The genoise is made with ground blanched hazelnuts, egg yolks mixed with sugar until ribbony, and egg whites whipped into soft peaks. The original recipe made a 10-inch cake, but since it’s just the two of us eating the cake, I opted to use my 5-inch cake pans (again.) Theoretically, halving the recipe should have given me just enough for the 5-inch pan…but I think I might have somehow overbeat the egg whites a bit, because it rose up like a volcano out of the pan and down the sides a bit. Oops.

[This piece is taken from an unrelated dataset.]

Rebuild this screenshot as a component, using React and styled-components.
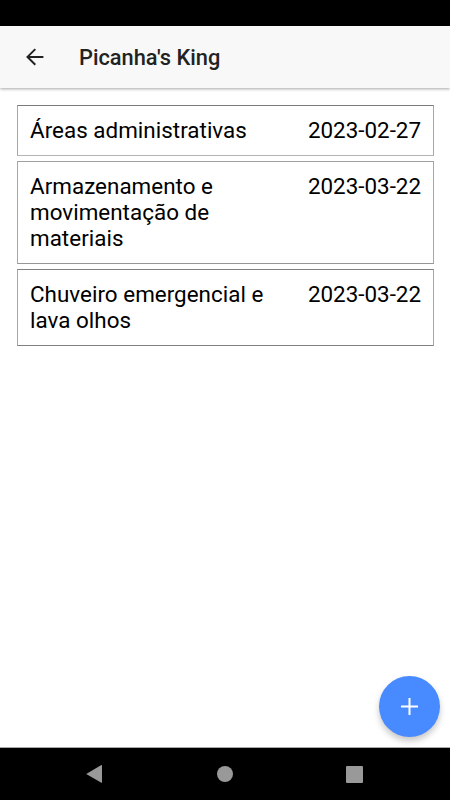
import React from 'react';
import styled, { createGlobalStyle } from 'styled-components';

const items = [
  { name: 'Áreas administrativas', date: '2023-02-27', line: '#7a7a7a', bottom: '#b4b4b4' },
  { name: 'Armazenamento e movimentação de materiais', date: '2023-03-22', line: '#a0a0a0', bottom: '#969696' },
  { name: 'Chuveiro emergencial e lava olhos', date: '2023-03-22', line: '#808080', bottom: '#808080' },
];

const App = () => (
  <Screen>
    <GlobalStyle />
    <StatusBar />
    <Toolbar>
      <BackButton aria-label="back">
        <svg width="18" height="18" viewBox="0 0 18 18" fill="none" stroke="#222" strokeWidth="2">
          <path d="M9.3 1.1L1.5 8.9l7.8 7.8M1.7 8.9H17.4" />
        </svg>
      </BackButton>
      <Title>Picanha's King</Title>
    </Toolbar>
    <List>
      {items.map(item => (
        <Item key={item.name} $line={item.line} $bottom={item.bottom}>
          <Name>{item.name}</Name>
          <DateText>{item.date}</DateText>
        </Item>
      ))}
    </List>
    <AddButton aria-label="add">
      <svg width="17" height="17" viewBox="0 0 17 17" stroke="#fff" strokeWidth="2">
        <path d="M8.5 0V17M0 8.5H17" />
      </svg>
    </AddButton>
    <NavBar>
      <svg width="17" height="20" viewBox="0 0 17 20" fill="#999">
        <path d="M0.2 9.9L15.4 1Q16 .8 16 1.5V18.3Q16 19 15.4 18.8Z" />
      </svg>
      <HomeDot />
      <RecentSquare />
    </NavBar>
  </Screen>
);

const GlobalStyle = createGlobalStyle`
  body {
    margin: 0;
    background: #fff;
    font-family: Roboto, sans-serif;
  }
`;

const Screen = styled.div`
  position: relative;
  display: grid;
  grid-template-rows: 26px 62px 1fr 53px;
  box-sizing: border-box;
  width: 450px;
  height: 800px;
  overflow: hidden;
`;

const StatusBar = styled.div`
  background: #000;
`;

const Toolbar = styled.header`
  display: flex;
  align-items: center;
  background: #f8f8f8;
  box-shadow: 0 1px 3px rgba(0, 0, 0, 0.35);
`;

const BackButton = styled.button`
  display: flex;
  margin: 0 0 0 26px;
  padding: 0;
  border: 0;
  background: none;
`;

const Title = styled.h1`
  margin: 0 0 0 35px;
  padding-top: 2px;
  color: #222;
  font-size: 21.8px;
  font-weight: 500;
  line-height: 26px;
`;

const List = styled.main`
  display: flex;
  flex-direction: column;
  gap: 5px;
  padding: 17px 16px 0 17px;
`;

const Item = styled.div`
  display: flex;
  justify-content: space-between;
  align-items: flex-start;
  box-sizing: border-box;
  padding: 11px 12px 11.7px;
  border: 1px solid #a8a8a8;
  border-top-color: ${props => props.$line};
  border-bottom-color: ${props => props.$bottom};
  color: #000;
  font-size: 22.4px;
  line-height: 26.2px;
`;

const Name = styled.span`
  width: 240px;
  letter-spacing: 0.03px;
`;

const DateText = styled.span`
  white-space: nowrap;
`;

const AddButton = styled.button`
  position: absolute;
  right: 10px;
  bottom: 63px;
  display: flex;
  justify-content: center;
  align-items: center;
  width: 61px;
  height: 61px;
  padding: 0;
  border: 0;
  border-radius: 50%;
  background: #488aff;
  box-shadow: 0 4px 6px rgba(0, 0, 0, 0.22);
`;

const NavBar = styled.footer`
  display: flex;
  justify-content: space-between;
  align-items: center;
  box-sizing: border-box;
  padding: 0 87px 0 86px;
  border-top: 1px solid #a8a8a8;
  background: #000;
`;

const HomeDot = styled.span`
  width: 16px;
  height: 16px;
  border-radius: 50%;
  background: #999;
`;

const RecentSquare = styled.span`
  width: 17px;
  height: 17px;
  border-radius: 1px;
  background: #999;
`;

export default App;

Well, I didn’t have enough hazelnuts left to bake it again, so I figured I’d just press on and excavate the cake from the pan (you’ll also notice that the top sunk a bit, which tells me I didn’t do something exactly right when making the genoise, but it just meant that one of my layers was a bit thinner than the others.)

More blanched hazelnuts were coated in a homemade caramel, then dried into a brittle and pulsed into a powder before being folded into the swiss buttercream. I added a little coffee to the buttercream, since that flavor goes so well with hazelnut, and it was super tasty!

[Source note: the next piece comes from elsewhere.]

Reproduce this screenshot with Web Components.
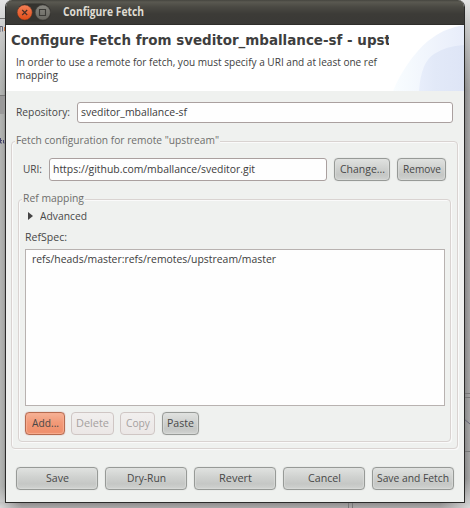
<!DOCTYPE html>
<html lang="en"><head><meta charset="utf-8"><title>Configure Fetch</title>
<style>
html,body{margin:0;width:470px;height:508px;overflow:hidden}
body{position:relative;background:#aaa;font:11.6px/14px "Open Sans","Noto Sans",sans-serif;color:#484848}
.row{display:flex;align-items:center}
.row fit-text,group-box>[slot=label],[slot=line]{transform:translateY(-1px)}
</style></head><body>
<desk-backdrop></desk-backdrop>
<app-window>
  <title-bar slot="bar"><fit-text w="81">Configure Fetch</fit-text></title-bar>
  <dialog-header slot="head">
    <fit-text slot="title" w="380">Configure Fetch from sveditor_mballance-sf - upst</fit-text>
    <fit-text slot="line" w="361">In order to use a remote for fetch, you must specify a URI and at least one ref</fit-text>
    <fit-text slot="line" w="42">mapping</fit-text>
  </dialog-header>
  <div class="row" style="margin:11px 0 0 10px;height:21px"><fit-text w="54">Repository:</fit-text><text-field style="margin-left:7px;width:376px;height:21px"><fit-text w="106">sveditor_mballance-sf</fit-text></text-field></div>
  <group-box style="margin:18px 0 0 5px;width:447px;height:308px">
    <fit-text slot="label" w="203">Fetch configuration for remote "upstream"</fit-text>
    <div class="row" style="margin:2px 0 0 11px;height:23px"><fit-text w="19">URI:</fit-text><text-field style="margin-left:7px;width:278px;height:23px"><fit-text w="202">https://github.com/mballance/sveditor.git</fit-text></text-field>
    <push-button style="margin-left:7px;width:56px"><fit-text w="45">Change...</fit-text></push-button><push-button style="margin-left:7px;width:49px"><fit-text w="38">Remove</fit-text></push-button></div>
    <group-box style="margin:18px 0 0 6px;width:433px;height:243px">
      <fit-text slot="label" w="61">Ref mapping</fit-text>
      <tree-toggle><fit-text w="47">Advanced</fit-text></tree-toggle>
      <fit-text w="42" style="margin:7px 0 0 6px">RefSpec:</fit-text>
      <list-box><fit-text w="244">refs/heads/master:refs/remotes/upstream/master</fit-text></list-box>
      <div class="row" style="margin:6px 0 0 6px;height:23px">
        <push-button kind="hot" style="width:40px"><fit-text w="27">Add...</fit-text></push-button>
        <push-button kind="off" style="width:43px;margin-left:6px"><fit-text w="33">Delete</fit-text></push-button>
        <push-button kind="off" style="width:35px;margin-left:6px"><fit-text w="24">Copy</fit-text></push-button>
        <push-button style="width:37px;margin-left:7px"><fit-text w="27">Paste</fit-text></push-button>
      </div>
    </group-box>
  </group-box>
  <div class="row" style="margin:18px 0 0 10px;gap:7px">
    <push-button style="width:82px"><fit-text w="23">Save</fit-text></push-button>
    <push-button style="width:82px"><fit-text w="39">Dry-Run</fit-text></push-button>
    <push-button style="width:82px"><fit-text w="33">Revert</fit-text></push-button>
    <push-button style="width:82px"><fit-text w="33">Cancel</fit-text></push-button>
    <push-button style="width:82px"><fit-text w="72">Save and Fetch</fit-text></push-button>
  </div>
</app-window>
<script>
const define=(name,html,ready)=>customElements.define(name,class extends HTMLElement{
  connectedCallback(){
    if(!this.shadowRoot)this.attachShadow({mode:'open'}).innerHTML=html;
    if(ready)ready(this);
  }
});
define('desk-backdrop',`<style>:host{position:absolute;inset:0}svg{display:block}</style>
<svg width="470" height="508"><defs>
<linearGradient id="l"><stop offset="0" stop-color="#b4b6b4"/><stop offset=".6" stop-color="#a8aaa8"/><stop offset="1" stop-color="#858585"/></linearGradient>
<linearGradient id="r"><stop offset="0" stop-color="#858585"/><stop offset="1" stop-color="#a5a5a5"/></linearGradient>
<linearGradient id="t" x2="0" y2="1"><stop offset="0" stop-color="#e4e4e4"/><stop offset="1" stop-color="#c4c4c4" stop-opacity="0"/></linearGradient>
<linearGradient id="b" x2="0" y2="1"><stop offset="0" stop-color="#8b8989"/><stop offset="1" stop-color="#aaa8a8"/></linearGradient>
<radialGradient id="c"><stop offset="0" stop-color="#d8d8d8"/><stop offset="1" stop-color="#c8c8c8" stop-opacity="0"/></radialGradient></defs>
<path fill="url(#l)" d="M0 0h6v508H0z"/><path fill="url(#r)" d="M464 0h6v508h-6z"/>
<path fill="url(#t)" d="M0 0h470v90H0z"/><path fill="url(#b)" d="M0 502h470v6H0z"/>
<circle cx="0" cy="508" r="22" fill="url(#c)"/><circle cx="470" cy="508" r="30" fill="url(#c)"/>
<path d="M0 18.500h6M0 95.500h5M464 393.500h6M464 397.500h6M464 451.500h6M348.500 502v6M352.500 502v6" stroke="#777" fill="none"/>
<path d="M464 419l6 5" stroke="#667" fill="none"/><path fill="#999" d="M0 96h5v18H0z"/>
<path d="M0 26.500h2.500v5M0 27v5" stroke="#667" fill="none"/><path d="M4.500 27v4" stroke="#c87a4a"/>
<path d="M.5 138v5h1.500M0 140.500h2M3.500 140v3h1" stroke="#44446a" fill="none"/></svg>`);
define('app-window',`<style>:host{position:absolute;box-sizing:border-box;left:5px;top:0;width:460px;height:503px;border:solid #2b2b2a;border-width:0 1px 1px;border-radius:7px 7px 0 0;background:#eff1ef;overflow:hidden;display:flex;flex-direction:column}</style><slot name="bar"></slot><slot name="head"></slot><slot></slot>`);
define('title-bar',`<style>:host{display:flex;flex:none;align-items:center;box-sizing:border-box;height:25px;padding-left:11px;background:linear-gradient(#45453f 0,#5a5951 2px,#4a4943 7px,#3c3b37 14px,#3a3936);color:#dfdbd2;font-weight:700;border-bottom:1px solid #2f2e2b}
svg{margin-right:12px;flex:none}</style>
<svg width="34" height="20" viewBox="0 0 34 20"><defs><linearGradient id="o" x2="0" y2="1"><stop stop-color="#f58158"/><stop offset="1" stop-color="#df4b16"/></linearGradient><linearGradient id="g" x2="0" y2="1"><stop stop-color="#888780"/><stop offset="1" stop-color="#686761"/></linearGradient></defs>
<rect width="34" height="18" y="1.500" rx="9" fill="#34332f"/><circle cx="7.700" cy="10.500" r="7.500" fill="url(#o)" stroke="#6f3b29" stroke-width=".5"/><path d="M5.200 8l5 5M10.200 8l-5 5" stroke="#493027" stroke-width="1.200"/>
<circle cx="25.800" cy="10.500" r="7.500" fill="url(#g)" stroke="#42413d" stroke-width=".5"/><path d="M22.500 7.500h6v6h-6z" fill="none" stroke="#3b3a36" stroke-width="1.100"/></svg><slot></slot>`);
define('dialog-header',`<style>:host{position:relative;flex:none;display:block;height:66px;background:#fff;overflow:hidden;color:#3e3e3e}
svg{position:absolute;right:0;top:0}.t{position:relative;width:378px;margin-left:5px;padding-top:5px;height:21px;overflow:hidden;white-space:nowrap;font:bold 14px/21px "DejaVu Sans",sans-serif}.p{position:relative;margin:5px 0 0 10px;line-height:13px}</style>
<svg width="80" height="66"><defs><linearGradient id="a"><stop stop-color="#f9fdff"/><stop offset="1" stop-color="#e8edfa"/></linearGradient><linearGradient id="i"><stop stop-color="#e8eefb"/><stop offset=".35" stop-color="#e2e9f8"/><stop offset="1" stop-color="#dee5f6"/></linearGradient></defs>
<path d="M9 66C16 48 30 28 44 16Q60 3 80 0v66z" fill="url(#a)"/><path d="M35 66Q37 37 50 29 62 21 80 20v46z" fill="url(#i)"/></svg>
<div class="t"><slot name="title"></slot></div><div class="p"><slot name="line"></slot></div>`);
define('text-field',`<style>:host{box-sizing:border-box;display:flex;align-items:center;flex:none;border:1px solid #aaa09f;border-radius:3px;background:#fefefe;padding-left:3px;color:#3c3c3c}</style><slot></slot>`);
define('push-button',`<style>:host{box-sizing:border-box;display:flex;align-items:center;justify-content:center;flex:none;height:23px;border:1px solid #979a97;border-radius:4px;background:linear-gradient(#e0e2e0,#cfd1cf 45%,#c5c7c5 75%,#d0d2d0);box-shadow:inset 0 0 1px 1px #dfe1df88,0 0 1px #bbb}
:host([kind=hot]){border-color:#b56c50;background:linear-gradient(#f5b297,#f29a78 45%,#ee8e6b);box-shadow:inset 0 0 1px 1px #f8ad91,0 0 1px #b66}
:host([kind=off]){border-color:#cfc6c4;background:linear-gradient(#f1efee,#ebe7e6);box-shadow:none;color:#a5a19f}</style><slot></slot>`);
define('group-box',`<style>:host{box-sizing:border-box;display:flex;flex-direction:column;flex:none;border:1px solid #d9d3d1;border-radius:4px;box-shadow:inset 1px 1px #fafafa,1px 1px #fafafa}
.l{align-self:flex-start;margin:-9px 0 0 3px;height:23px;color:#6e6e6c}.l span{display:block;height:16px;line-height:16px;background:#eff1ef;padding:0 1px}</style><div class="l"><span><slot name="label"></slot></span></div><slot></slot>`);
define('tree-toggle',`<style>:host{display:flex;align-items:center;height:14px;margin:-5px 0 0 9px}svg{margin-right:7px}</style><svg width="5" height="8"><path d="M0 0l5 4-5 4z" fill="#444"/></svg><slot></slot>`);
define('list-box',`<style>:host{box-sizing:border-box;display:block;flex:none;margin:5px 0 0 6px;width:420px;height:157px;border:1px solid #b8b2b0;background:#fefefe;padding:2px 6px;color:#3c3c3c}</style><slot></slot>`);
define('fit-text',`<style>:host{display:block;white-space:nowrap;flex:none;position:relative}span{display:inline-block;white-space:nowrap;transform-origin:0 50%}:host(:not([slot=title])) span{margin-top:-1px}</style><span><slot></slot></span>`,el=>{
  const s=el.shadowRoot.querySelector('span'),w=+el.getAttribute('w');
  el.fit=()=>{s.style.transform='scaleX('+w/s.getBoundingClientRect().width+')';el.style.width=w+'px'};
});
document.querySelectorAll('fit-text').forEach(e=>e.fit());
</script></body></html>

The cake is split into three layers, and each layer is spread with a sugar syrup. I chose to flavor my sugar syrup with strong coffee also. Buttercream is spread on each layer along with some whipped cream, then the entire cake is glazed with a dark chocolate ganache. This was a good technique to learn: pouring the ganache from a height of 10 inches above the cake and smoothing it minimally with a spatula creates a smooth top surface that looks quite pretty. The sides of my cake, on the other hand, were not a pretty sight. When it came time to trim the perimeter of the cake to make it smooth, the texture of my cake was on the crumbly side and little bits kept falling off. Again – at this point I wasn’t going to make it over, I just figured I’d go with it.

I tried to make a sunflower-like decoration on the top of my cake; I used Wilton tip #352 – this was actually my first time doing any kind of piping decoration (other than the straight writing tip), so I was a little nervous and practiced first on some parchment. All in all, I was pretty happy with how it came out — I’d like to think it wouldn’t be considered a Cake Wreck!

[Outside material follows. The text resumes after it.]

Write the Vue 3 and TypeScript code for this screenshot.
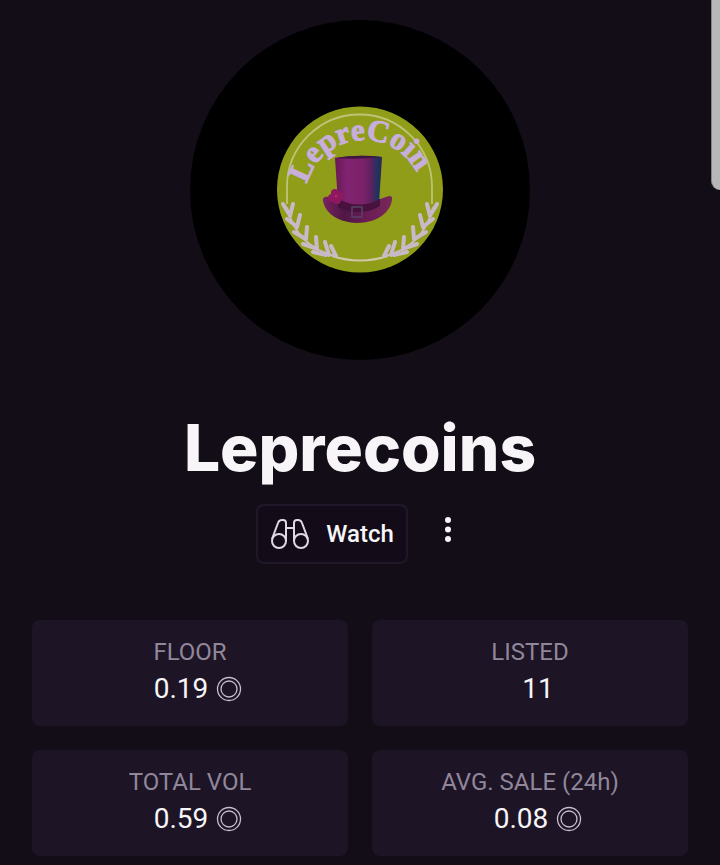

Want to see what the other Daring Bakers did? Check out the DB Blogroll. Want to make this cake yourself? Check out Chris’s blog! Thanks to Chris for a fun and educational challenge!

18 Comments leave one →
  1. July 30, 2008 5:30 am

    Absolutely beautiful! I’d have never guessed there was a disaster midway through.

  2. cookingupafamily permalink
    July 30, 2008 7:53 am

    WOW you cake looks wonderful. i think it great and good job on the piping.

  3. July 30, 2008 8:40 am

    Lovely pics – I wouldn’t guess you were a piping newbie – congrats on another daring bakers success!

  4. July 30, 2008 11:15 am

    Goshy, that flower decoration is beautiful. I am impressed. By that stage, my cake was lucky to get ANY buttercream on it😉 You recovered from your cake flop so nicely, though. *pat on the back* Great job, Amy!

  5. July 30, 2008 12:52 pm

    Love the sunflower piping!

  6. July 30, 2008 7:47 pm

    Wow–you turned that cake upset in the oven into a masterpiece…such stunning decorating!

  7. E for KC permalink
    July 31, 2008 4:52 pm

    I, too, quite liked the piping, and the cake looks delicious.

  8. July 31, 2008 6:47 pm

    Um, for real, that cake with the sunflower piping is the most gorgeous one that I’ve seen yet on the blogosphere. Congratulations!

  9. July 31, 2008 10:04 pm

    Wow! That gateau looks divine. I’ve been inspired to delurk and say that I like what you’re doing here. I look forward to reading future posts.

    thanks!!

  10. August 1, 2008 12:05 pm

    Pretty cake!!!

  11. August 2, 2008 3:41 pm

    NO – not a cakewreck at all! I think the decorations turned out great and I love the coffee flavoring – nice job!

  12. August 3, 2008 2:02 pm

    Ooo! Your decoration is gorgeously beautiful! I love it!

  13. August 3, 2008 5:48 pm

    Thank you, everyone!🙂

  14. August 3, 2008 8:27 pm

    What a gorgeous sunflower – I can’t believe it was your first time piping !

  15. August 4, 2008 3:06 am

    How cute!

  16. August 4, 2008 7:05 pm

    Amy- I still haven’t gotten over your lemon blueberry cake and another dessert. Impressed with your sunflower. You are one creative and talented gal.

  17. August 5, 2008 3:00 am

    The top of your cake is very pretty and sort of different from the others I have seen. But I really love the cake out of the oven, don’t you just hate when that happens? I do hope you ate all the scraps that fell, I always do. I am up at this indecent hour because I am new at blogging at it takes me hours to make a post.

  18. February 24, 2015 12:53 pm

    mmm yummy this sounds lovely. Thanks for sharing this.